Depois que voltou para a Alemanha em 1954, depois de 17 anos no Brasil, Curt Meyer-Clason se transformou em leitor especializado de Editoras por lá e frequentou os saraus promovidos pelo consulado brasileiro. Nesse ínterim, tomava emprestados muitos livros e lia bastante literatura brasileira. Em 1957, tendo conhecido o romance Grande sertão: veredas, que saíra no ano anterior, ficou encantado com essa obra e buscou o autor para propor uma tradução para o alemão. Em seu primeiro contato com Guimarães Rosa, entrega a ele uma tradução que fizera de algumas páginas do começo do livro. Aí começa uma intensa troca de cartas entre Rosa e Curt Meyer-Clason, que durará pelo menos nove anos.

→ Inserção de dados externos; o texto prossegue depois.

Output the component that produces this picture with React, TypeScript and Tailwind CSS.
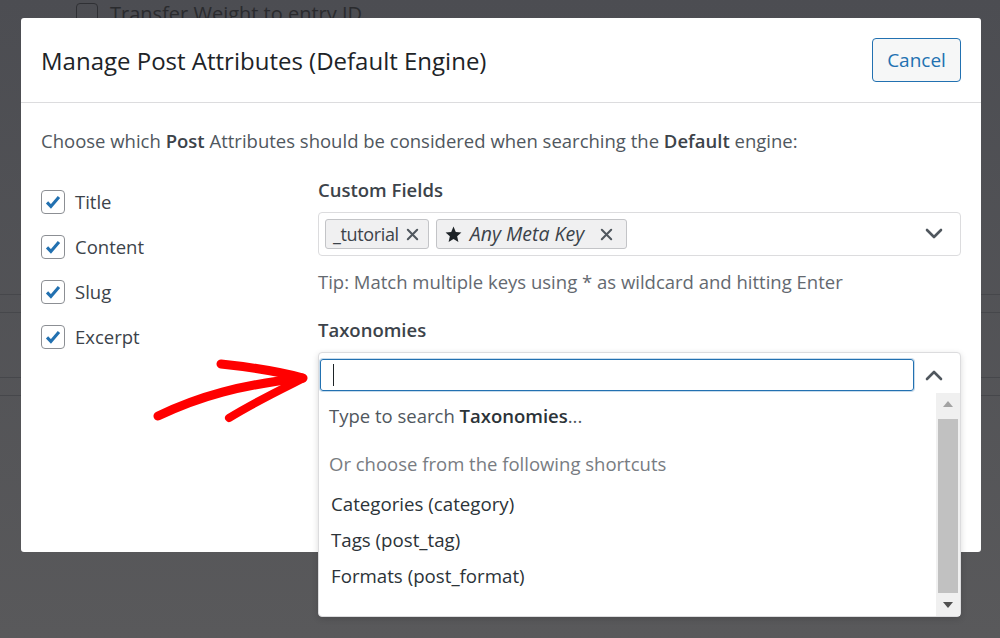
import React from 'react';

const font = { fontFamily: '"Open Sans", "Noto Sans", "Liberation Sans", sans-serif' };

const CheckBox: React.FC = () => (
  <span className="flex h-6 w-6 shrink-0 items-center justify-center rounded-[4px] border border-[#8c8f94] bg-white">
    <svg viewBox="0 0 24 24" className="h-[22px] w-[22px]">
      <path d="M5.5 12.5l4.2 4.3L18.5 6.5" stroke="#2271b1" strokeWidth="3.4" fill="none" strokeLinejoin="miter" />
    </svg>
  </span>
);

const XIcon: React.FC = () => (
  <svg viewBox="0 0 16 16" className="h-[15px] w-[15px]">
    <path d="M3 3l10 10M13 3L3 13" stroke="#50575e" strokeWidth="2.2" strokeLinecap="round" />
  </svg>
);

const Chevron: React.FC<{ up?: boolean }> = ({ up }) => (
  <svg viewBox="0 0 20 20" className="h-5 w-5">
    <path d={up ? 'M3 14l7-7 7 7' : 'M3 6l7 7 7-7'} stroke="#50575e" strokeWidth="2.6" fill="none" strokeLinecap="round" strokeLinejoin="round" />
  </svg>
);

const attributes = ['Title', 'Content', 'Slug', 'Excerpt'];
const shortcuts = ['Categories (category)', 'Tags (post_tag)', 'Formats (post_format)'];

export default function App() {
  return (
    <div className="relative h-[638px] w-[1000px] overflow-hidden bg-gradient-to-b from-[#4c4d52] to-[#59595b]" style={font}>
      {/* page behind the overlay */}
      <div className="flex items-center gap-3 pl-[76px] pt-[3px]">
        <span className="h-[22px] w-[22px] rounded-[4px] border border-[#2f3034]" />
        <span className="text-[20px] leading-[22px] text-[#2a2b2e]">Transfer Weight to entry ID</span>
      </div>
      <div className="absolute left-0 top-[294px] h-px w-full bg-[#46474b]" />
      <div className="absolute left-0 top-[312px] h-px w-full bg-[#46474b]" />
      <div className="absolute left-0 top-[377px] h-px w-full bg-[#46474b]" />
      <div className="absolute left-0 top-[395px] h-px w-full bg-[#46474b]" />

      {/* modal */}
      <div className="absolute left-[21px] top-[18px] flex h-[534px] w-[960px] flex-col rounded-[3px] bg-white">
        <div className="flex h-[85px] shrink-0 items-center justify-between border-b border-[#dcdcde] px-5">
          <h1 className="pt-[2px] text-[24px] text-[#1d2327]">Manage Post Attributes (Default Engine)</h1>
          <button className="h-[44px] w-[89px] rounded-[4px] border border-[#2271b1] bg-[#f6f7f7] text-[19px] text-[#2271b1]">
            Cancel
          </button>
        </div>

        <div className="px-5 pt-[25px]">
          <p className="text-[18.5px] leading-[26px] text-[#50575e]">
            Choose which <b className="font-semibold text-[#3c434a]">Post</b> Attributes should be considered when searching the{' '}
            <b className="font-semibold text-[#3c434a]">Default</b> engine:
          </p>

          <div className="mt-[24px] flex">
            <div className="flex w-[277px] shrink-0 flex-col gap-[21px] pt-[12px]">
              {attributes.map((a) => (
                <label key={a} className="flex h-6 items-center gap-[10px] text-[18.5px] text-[#3c434a]">
                  <CheckBox />
                  {a}
                </label>
              ))}
            </div>

            <div className="flex-1">
              <div className="text-[18.5px] font-semibold leading-[24px] text-[#3c434a]">Custom Fields</div>
              <div className="mt-[10px] flex h-[44px] items-center rounded-[4px] border border-[#dcdcde] pl-[6px] pr-4">
                <div className="flex flex-1 gap-[7px]">
                  <span className="flex h-[30px] items-center gap-[6px] rounded-[3px] border border-[#c3c4c7] bg-[#f0f0f1] pl-[7px] pr-[8px] text-[18px] tracking-[-0.02em] text-[#3c434a]">
                    _tutorial <XIcon />
                  </span>
                  <span className="flex h-[30px] items-center gap-[7px] rounded-[3px] border border-[#c3c4c7] bg-[#f0f0f1] pl-[7px] pr-[12px] text-[19.5px] text-[#3c434a]">
                    <svg viewBox="0 0 24 24" className="h-[19px] w-[19px]">
                      <path d="M12 2l2.9 6.9 7.1.6-5.4 4.7 1.6 7.3L12 17.7 5.8 21.5l1.6-7.3L2 9.5l7.1-.6z" fill="#1d2327" />
                    </svg>
                    <i>Any Meta Key</i>
                    <span className="ml-[8px]"><XIcon /></span>
                  </span>
                </div>
                <Chevron />
              </div>
              <p className="mt-[13px] text-[18.5px] leading-[26px] text-[#646970]">
                Tip: Match multiple keys using * as wildcard and hitting Enter
              </p>

              <div className="mt-[23px] text-[18.5px] font-semibold leading-[24px] text-[#3c434a]">Taxonomies</div>
              <div className="mt-[10px] flex h-[265px] flex-col rounded-[4px] border border-[#dcdcde] bg-white shadow-[0_2px_6px_rgba(0,0,0,0.15)]">
                <div className="flex items-center pl-px pr-4 pt-[6px]">
                  <div className="flex h-[32px] flex-1 items-center rounded-[3px] border border-[#2271b1] pl-3 shadow-[0_0_0_1px_rgba(34,113,177,0.25)]">
                    <span className="h-[22px] w-px bg-[#1d2327]" />
                  </div>
                  <span className="ml-[10px]"><Chevron up /></span>
                </div>
                <div className="mt-[2px] flex flex-1 overflow-hidden">
                  <div className="flex-1 pl-[10px]">
                    <p className="mt-[10px] text-[18.5px] leading-[26px] text-[#50575e]">
                      Type to search <b className="font-semibold text-[#2c3338]">Taxonomies</b>...
                    </p>
                    <p className="mt-[22px] text-[18.5px] leading-[26px] text-[#787c82]">Or choose from the following shortcuts</p>
                    <ul className="mt-[14px] flex flex-col gap-[10px] pl-[2px]">
                      {shortcuts.map((s) => (
                        <li key={s} className="text-[18.7px] leading-[26px] text-[#2c3338]">{s}</li>
                      ))}
                    </ul>
                  </div>
                  <div className="flex w-[24px] flex-col items-center bg-[#f0f0f0]">
                    <span className="mt-[8px] h-0 w-0 border-x-[5px] border-b-[6px] border-x-transparent border-b-[#a3a3a3]" />
                    <span className="mt-[12px] w-[20px] flex-1 bg-[#c1c1c1]" />
                    <span className="mb-[8px] mt-[9px] h-0 w-0 border-x-[5px] border-t-[6px] border-x-transparent border-t-[#505050]" />
                  </div>
                </div>
              </div>
            </div>
          </div>
        </div>
      </div>

      {/* annotation arrow */}
      <svg className="pointer-events-none absolute left-0 top-0" width="1000" height="638">
        <path d="M158 416 C 200 396, 240 385, 302 378" stroke="#ff0000" strokeWidth="9" fill="none" strokeLinecap="round" />
        <path d="M221 364 C 250 367, 280 372, 303 378" stroke="#ff0000" strokeWidth="9" fill="none" strokeLinecap="round" />
        <path d="M229 418 C 255 402, 280 390, 302 379" stroke="#ff0000" strokeWidth="8" fill="none" strokeLinecap="round" />
      </svg>
    </div>
  );
}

Nessas cartas, há não só trocas de impressões de como traduzir expressões e palavras, mas sobressai ali um grande respeito mútuo, uma amizade entre dois homens que compartilham sua inteligência sobre línguas e literatura para que aconteça a melhor versão do Grande sertão para o idioma alemão.

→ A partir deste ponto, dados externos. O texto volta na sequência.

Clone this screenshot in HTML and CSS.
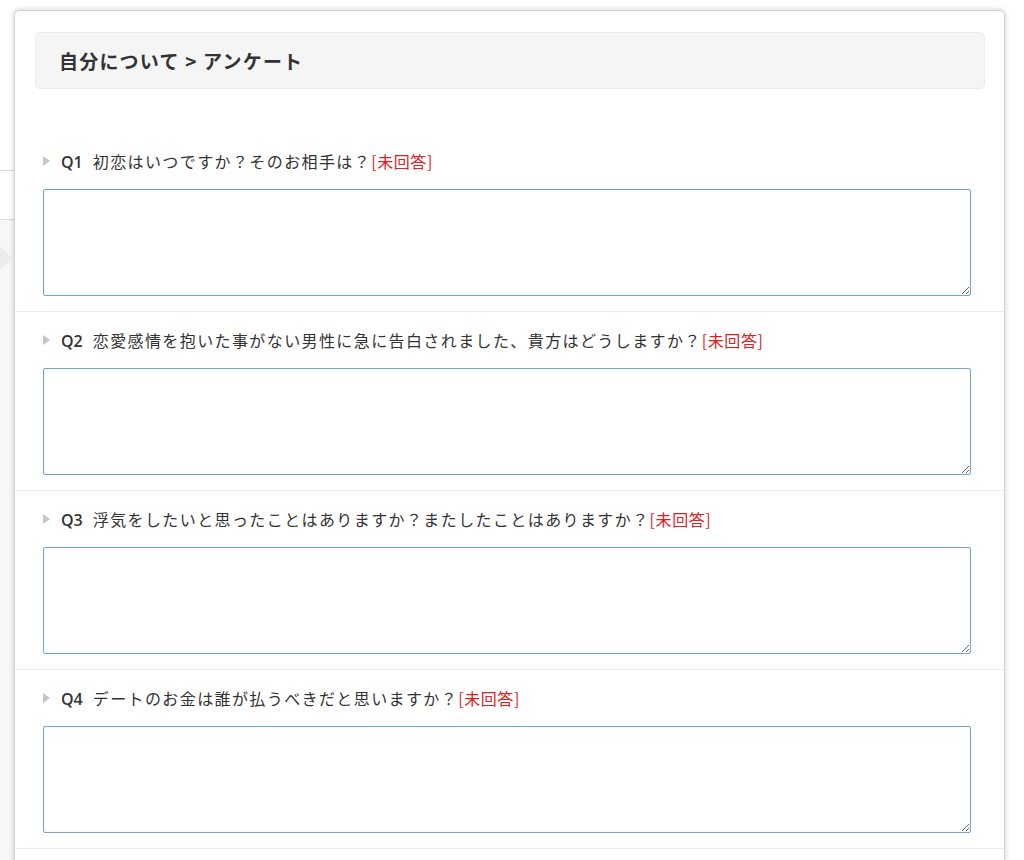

No entanto, Rosa estava longe e as cartas demoravam a chegar ou se extraviavam, o que dificultava bastante o bom andamento dos trabalhos. E é nesse momento que entra Mário Calábria, a essa altura Cônsul em Munique. Esse personagem, nas palavras de Guimarães Rosa em uma de suas cartas, estabelece uma “colaboração inestimável, valiosíssima”. Muitas vezes Curt Meyer-Clason e Mário Calábria conseguem resolver problemas semânticos, sintáticos ou ortográficos que empacavam a tradução, tirando, assim, o peso do trabalho que Guimarães Rosa teria. Em certo momento, a amizade e as trocas desse trio são tão fortes que Guimarães Rosa se dá conta da coincidência de que seus dois amigos envolvidos no trabalho de tradução de suas obras tinham ambos MC no nome, conforme GR afirma em carta datada de 14 de fevereiro de 1964.

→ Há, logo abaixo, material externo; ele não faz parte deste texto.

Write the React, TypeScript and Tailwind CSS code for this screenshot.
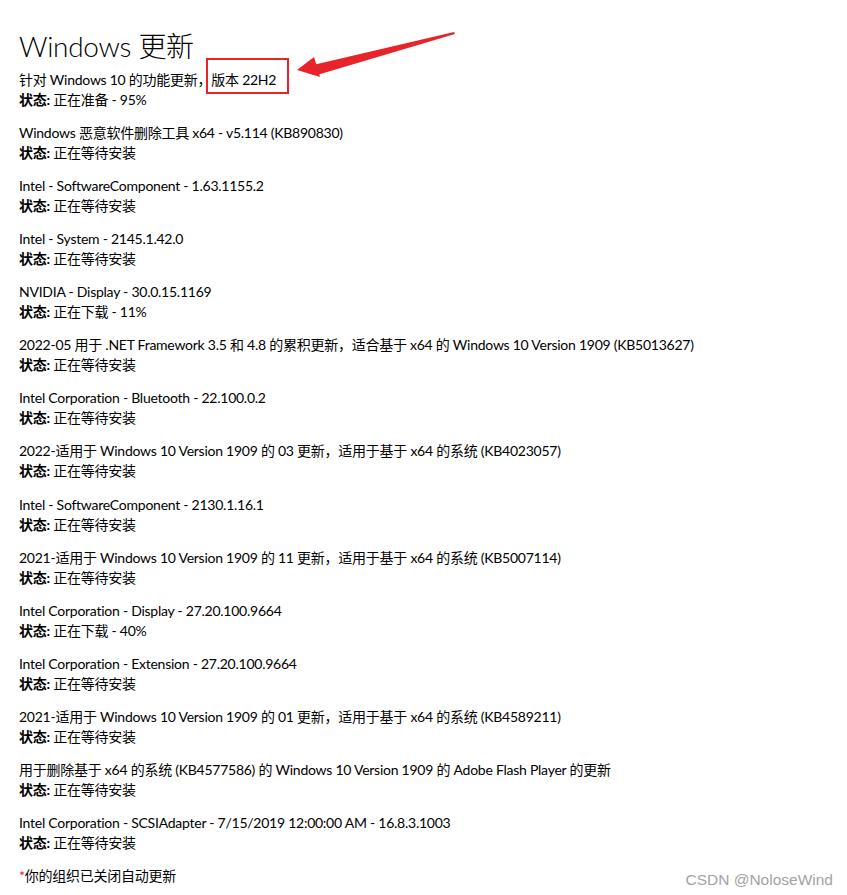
import React from "react";

const items: [string, string][] = [
  ["Windows 恶意软件删除工具 x64 - v5.114 (KB890830)", "正在等待安装"],
  ["Intel - SoftwareComponent - 1.63.1155.2", "正在等待安装"],
  ["Intel - System - 2145.1.42.0", "正在等待安装"],
  ["NVIDIA - Display - 30.0.15.1169", "正在下载 - 11%"],
  ["2022-05 用于 .NET Framework 3.5 和 4.8 的累积更新，适合基于 x64 的 Windows 10 Version 1909 (KB5013627)", "正在等待安装"],
  ["Intel Corporation - Bluetooth - 22.100.0.2", "正在等待安装"],
  ["2022-适用于 Windows 10 Version 1909 的 03 更新，适用于基于 x64 的系统 (KB4023057)", "正在等待安装"],
  ["Intel - SoftwareComponent - 2130.1.16.1", "正在等待安装"],
  ["2021-适用于 Windows 10 Version 1909 的 11 更新，适用于基于 x64 的系统 (KB5007114)", "正在等待安装"],
  ["Intel Corporation - Display - 27.20.100.9664", "正在下载 - 40%"],
  ["Intel Corporation - Extension - 27.20.100.9664", "正在等待安装"],
  ["2021-适用于 Windows 10 Version 1909 的 01 更新，适用于基于 x64 的系统 (KB4589211)", "正在等待安装"],
  ["用于删除基于 x64 的系统 (KB4577586) 的 Windows 10 Version 1909 的 Adobe Flash Player 的更新", "正在等待安装"],
  ["Intel Corporation - SCSIAdapter - 7/15/2019 12:00:00 AM - 16.8.3.1003", "正在等待安装"],
];

function Status({ text }: { text: string }) {
  return (
    <div className="leading-[20px]">
      <span className="font-bold">状态:</span> {text}
    </div>
  );
}

export default function App() {
  return (
    <div
      className="relative w-[847px] h-[895px] bg-white text-black overflow-hidden"
      style={{ fontFamily: '"Segoe UI", Lato, "Noto Sans CJK SC", sans-serif' }}
    >
      <div className="pl-[19px] pt-[28px] text-[14px] tracking-[-0.25px]">
        <h1 className="text-[28px] font-light leading-[36px] mb-[6px] tracking-[-0.3px]">Windows 更新</h1>
        <div className="mb-[13.07px]">
          <div className="leading-[20px]">
            针对 Windows 10 的功能更新，
            <span className="relative">
              版本 22H2
              <span className="absolute left-[-5px] right-[-13px] top-[-13px] bottom-[-6px] border-2 border-[#e8232a]" />
              <svg
                className="absolute left-[78px] top-[-42px]"
                width="175"
                height="60"
                viewBox="0 0 175 60"
              >
                <polygon points="165,3 166,5 28,46 24,36" fill="#e8232a" />
                <polygon points="8,41 25,28 31,48" fill="#e8232a" />
              </svg>
            </span>
          </div>
          <Status text="正在准备 - 95%" />
        </div>
        {items.map(([t, s], i) => (
          <div key={i} className="mb-[13.07px]">
            <div className="leading-[20px] whitespace-nowrap">{t}</div>
            <Status text={s} />
          </div>
        ))}
        <div className="leading-[20px]">
          <span className="text-[#e81123]">*</span>你的组织已关闭自动更新
        </div>
      </div>
      <div
        className="absolute right-[14px] bottom-[4px] text-[15.5px] text-[#a3a3a3]"
        style={{ fontFamily: '"Liberation Sans", "Noto Sans", sans-serif' }}
      >
        CSDN @NoloseWind
      </div>
    </div>
  );
}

O resultado desse trabalho intenso, mas também com momentos de tensão causada pela distância entre Curt e Rosa, amenizada pela proximidade de Mário Calábria, além de eventuais problemas com os editores, pode ser visto no belo livro que reuniu a correspondência entre esses dois personagens: João Guimarães Rosa: correspondência com seu tradutor alemão Curt Meyer-Clason, 2003). Embora não tenhamos aí nenhum texto de Mário Calábria, em vários momentos Rosa e Curt ressaltam a contribuição desse personagem, pois, a julgar pelas várias menções a ele nas cartas de ambos os missivistas, ele teve um papel essencial em desvelar para Meyer-Clason muitas referências do Grande sertão: veredas no processo de tradução.

Guimarães Rosa, como é de conhecimento amplo, faleceu em 18 de novembro de 1967, logo depois de tomar posse na Academia Brasileira de Letras (como ele temia, aliás). Por coincidência, Curt Meyer-Clason e Mário Calábria faleceram no mesmo ano, 2012. O resultado do belo trabalho dos três, no entanto, está à disposição dos leitores interessados nos livros citados aqui. A versão do Grande sertão: veredas em alemão fica reservada àqueles que dominam o idioma.

E, assim, nesse desenredo, marcado pela amizade, pela literatura e pelas intensas trocas culturais, esses três percursos se entrelaçam, para o prazer dos leitores do grande escritor Guimarães Rosa!


*José Alonso Tôrres Freire é professor da UFMS - Campus de Aquidauana.